The telling line from SA Rugby chief executive Jurie Roux’s response to a question on Black Lives Matter during his media briefing this week was that “progress will not be celebrated – we will only celebrate success”.
And that is how it has to be because words and transformation charters can only take you so far, as we have seen with SA Rugby, where the World Cup-winning Springboks have been a shining light on transformation in South African sport, yet rugby has no black coaches of national representative teams and very few of provincial and club teams – and also, none in the chief administration posts across the major unions.
To that end, a group of 49 black coaches and players last week released a joint statement about the glaring lack of opportunities – and it was good to hear Roux say SA Rugby has “intent and direction” in righting the inequality.
Roux said on Tuesday: “(Director of Rugby) Rassie Erasmus has presented us with a plan around the fast-tracking of black coaches and getting us to the targets quicker than where we are at the moment – and we will look at that plan more seriously.”
That is good news but there needs to be some kind of a timeline for results to be seen so that in a year from now, we are not yet again asking the same questions about coaching representativity.
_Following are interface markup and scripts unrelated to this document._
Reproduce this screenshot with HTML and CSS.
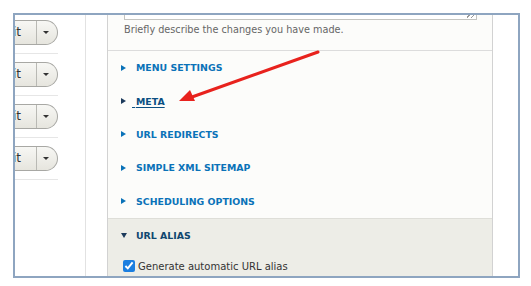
FILE: index.html
```html
<!DOCTYPE html>
<html>
<head>
  <title>Node edit sidebar</title>
  <link rel="stylesheet" href="styles.css">
</head>
<body>
  <div class="frame">
    <div class="ops-col">
      <div class="ops-list">
        <div class="ops-row">
          <div class="split-btn"><span class="btn-main">Edit</span><span class="btn-toggle"><i class="caret"></i></span></div>
        </div>
        <div class="ops-row">
          <div class="split-btn"><span class="btn-main">Edit</span><span class="btn-toggle"><i class="caret"></i></span></div>
        </div>
        <div class="ops-row">
          <div class="split-btn"><span class="btn-main">Edit</span><span class="btn-toggle"><i class="caret"></i></span></div>
        </div>
        <div class="ops-row">
          <div class="split-btn"><span class="btn-main">Edit</span><span class="btn-toggle"><i class="caret"></i></span></div>
        </div>
      </div>
    </div>

    <div class="spacer"></div>

    <div class="panel">
      <div class="revision">
        <div class="textarea"><span class="grip"></span></div>
        <div class="description">Briefly describe the changes you have made.</div>
      </div>

      <div class="summary"><span class="tri"></span><span class="label">MENU SETTINGS</span></div>
      <div class="summary active"><span class="tri"></span><span class="label"><span class="lead">&nbsp;</span>META</span></div>
      <div class="summary"><span class="tri"></span><span class="label">URL REDIRECTS</span></div>
      <div class="summary"><span class="tri"></span><span class="label">SIMPLE XML SITEMAP</span></div>
      <div class="summary"><span class="tri"></span><span class="label">SCHEDULING OPTIONS</span></div>

      <div class="open-section">
        <div class="summary open"><span class="tri"></span><span class="label">URL ALIAS</span></div>
        <label class="check-row"><input type="checkbox" checked> Generate automatic URL alias</label>
      </div>
    </div>
  </div>

  <svg class="callout" width="531" height="286" viewBox="0 0 531 286">
    <line x1="318" y1="52" x2="192" y2="97" stroke="#e8221d" stroke-width="3" stroke-linecap="round"/>
    <polygon points="179,101 190,90 195,101" fill="#e8221d"/>
  </svg>
</body>
</html>
```

FILE: styles.css
```css
body {
  margin: 0;
  background: white;
  font-family: "DejaVu Sans", Verdana, sans-serif;
  position: relative;
  width: 531px;
  height: 286px;
  overflow: hidden;
}
.frame {
  margin: 13px 0 0 13px;
  width: 503px;
  height: 261px;
  border: 2px solid #8ea5c0;
  overflow: hidden;
  display: flex;
  background: white;
}
.ops-col {
  width: 70px;
  flex-shrink: 0;
  border-right: 1px solid #e2e2e2;
}
.ops-list {
  width: 43px;
  margin-top: -3px;
}
.ops-row {
  padding: 8px 0;
  border-bottom: 1px solid #e6e6e6;
}
.split-btn {
  display: flex;
  height: 23px;
  width: 71px;
  margin-left: -29px;
  border: 1px solid #a8a8a4;
  border-left: none;
  border-radius: 0 13px 13px 0;
  background: linear-gradient(#f7f7f4, #e6e5de);
  font-size: 12px;
  color: #333;
}
.btn-main {
  width: 50px;
  flex-shrink: 0;
  line-height: 23px;
  text-align: right;
  padding-right: 15px;
  box-sizing: border-box;
}
.btn-toggle {
  flex: 1;
  border-left: 1px solid #b9b9b4;
  display: flex;
  align-items: center;
  justify-content: center;
  padding-right: 2px;
}
.caret {
  width: 0;
  height: 0;
  border-left: 3px solid transparent;
  border-right: 3px solid transparent;
  border-top: 3px solid #333;
}
.spacer {
  width: 21px;
  flex-shrink: 0;
}
.panel {
  width: 384px;
  flex-shrink: 0;
  border-left: 1px solid #d2d2d2;
  border-right: 1px solid #d2d2d2;
  background: #fcfcfa;
}
.revision {
  display: flow-root;
  height: 35px;
  padding: 0 15px 0 16px;
  border-bottom: 1px solid #dcdcdc;
}
.textarea {
  height: 40px;
  margin-top: -37px;
  border: 1px solid #c4c4c0;
  background: white;
  position: relative;
}
.grip {
  position: absolute;
  right: 2px;
  bottom: 1px;
  width: 7px;
  height: 4px;
  background: repeating-linear-gradient(135deg, transparent 0 2px, #999 2px 3px);
}
.description {
  margin-top: 3px;
  font-size: 9.7px;
  line-height: 14px;
  color: #666;
}
.summary {
  height: 33.4px;
  display: flex;
  align-items: center;
  padding-left: 13px;
  font-size: 9.4px;
  font-weight: bold;
  color: #0a72b8;
}
.tri {
  width: 0;
  height: 0;
  border-top: 3px solid transparent;
  border-bottom: 3px solid transparent;
  border-left: 5px solid #0a72b8;
  margin-right: 10px;
}
.summary.active {
  color: #0b4f82;
}
.summary.active .tri {
  border-left-color: #1d3b5c;
  margin-right: 6px;
}
.summary.active .label {
  text-decoration: underline;
  text-underline-offset: 2px;
}
.lead {
  display: inline-block;
  width: 4px;
  text-decoration: underline;
}
.open-section {
  min-height: 80px;
  background: #edede7;
  border-top: 1px solid #dedeD8;
}
.summary.open {
  color: #10476f;
}
.summary.open .tri {
  border-top: 5px solid #1d3b5c;
  border-left: 3px solid transparent;
  border-right: 3px solid transparent;
  border-bottom: none;
  margin-right: 9px;
}
.check-row {
  display: flex;
  align-items: center;
  gap: 3px;
  padding: 8px 0 0 15px;
  font-size: 10px;
  color: #333;
}
.check-row input {
  margin: 0;
  width: 12px;
  height: 12px;
  accent-color: #1b7ee0;
}
.callout {
  position: absolute;
  left: 0;
  top: 0;
  pointer-events: none;
}
```
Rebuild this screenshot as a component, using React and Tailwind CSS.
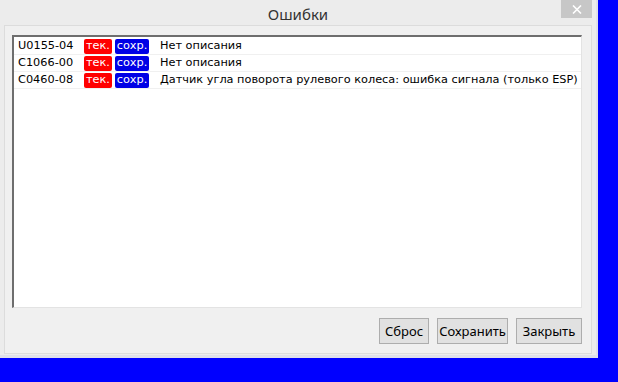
import React from 'react'

const ROWS = [
  { code: 'U0155-04', text: 'Нет описания' },
  { code: 'C1066-00', text: 'Нет описания' },
  { code: 'C0460-08', text: 'Датчик угла поворота рулевого колеса: ошибка сигнала (только ESP)' },
]

const listFont = { fontFamily: 'Tahoma, "DejaVu Sans", sans-serif' }

function Row({ code, text }) {
  return (
    <div className="flex items-center h-[17px] border-b border-[#f0f0f0] text-[11.3px] leading-none text-black whitespace-nowrap">
      <span className="w-[70px] shrink-0 pl-[4px]">{code}</span>
      <span className="shrink-0 h-[15px] w-[28px] flex items-center justify-center rounded-[2px] bg-[#ff0000] text-white">тек.</span>
      <span className="shrink-0 ml-[3px] h-[15px] w-[34px] flex items-center justify-center rounded-[2px] bg-[#0000e6] text-white">сохр.</span>
      <span className="ml-[11px]">{text}</span>
    </div>
  )
}

function Btn({ children, w }) {
  return (
    <button className={'h-[26px] border border-[#adadad] bg-[#e1e1e1] text-[13px] text-black leading-none ' + w}>
      {children}
    </button>
  )
}

export default function App() {
  return (
    <div className="w-[618px] h-[382px] bg-[#0000ff] overflow-hidden" style={{ fontFamily: '"Noto Sans", "Open Sans", sans-serif' }}>
      <div className="w-[598px] h-[358px] bg-[#ececec] flex flex-col border-b-[3px] border-r-[2px] border-[#dfe0ea]">
        {/* title bar */}
        <div className="relative h-[25px] flex items-center justify-center">
          <span className="text-[15px] text-[#333] mt-[3px]">Ошибки</span>
          <div className="absolute right-[4px] top-0 w-[31px] h-[18px] bg-[#c7c7c7] flex items-center justify-center">
            <svg width="10" height="9" viewBox="0 0 10 9">
              <path d="M1 0.5 L9 8.5 M9 0.5 L1 8.5" stroke="#fff" strokeWidth="1.6" />
            </svg>
          </div>
        </div>

        {/* body */}
        <div className="flex-1 mx-[4px] mb-[2px] border border-[#dcdcdc] bg-[#f0f0f0] flex flex-col pt-[9px] pl-[7px] pr-[9px] pb-[9px]">
          <div className="h-[273px] bg-white border-t-2 border-l-2 border-[#6e6e6e] border-r border-b border-r-[#e3e3e3] border-b-[#e3e3e3] pt-[1px]" style={listFont}>
            {ROWS.map(r => <Row key={r.code} {...r} />)}
          </div>
          <div className="flex justify-end gap-[8px] mt-[10px]">
            <Btn w="w-[50px]">Сброс</Btn>
            <Btn w="w-[71px]">Сохранить</Btn>
            <Btn w="w-[66px]">Закрыть</Btn>
          </div>
        </div>
      </div>
    </div>
  )
}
To be fair to SA Rugby, they embarrass many other sports with their comprehensive transformation plan up until 2030 that has 36 dimensions that are in line with government targets for change in sport.
But again, transformation has to be so much more than just simply ticking boxes – ultimately it has to be about the changing of attitudes and making sure prejudice towards black people in rugby is rooted out. With this in mind, I Iiked Roux’s statement that the very issues at hand go way beyond sport and are part of our daily lives. “The first thing we need to do is let people tell their stories, but more importantly we’ve got to listen to those stories and then hear what they’re saying,” Roux said.
“That’s always been the issue, letting people voice what it is they believe is wrong. We’ve got to listen to those stories but more importantly, we’ve got to hear what they are saying.” And that has to be the course of action: Listen, comprehend and then act.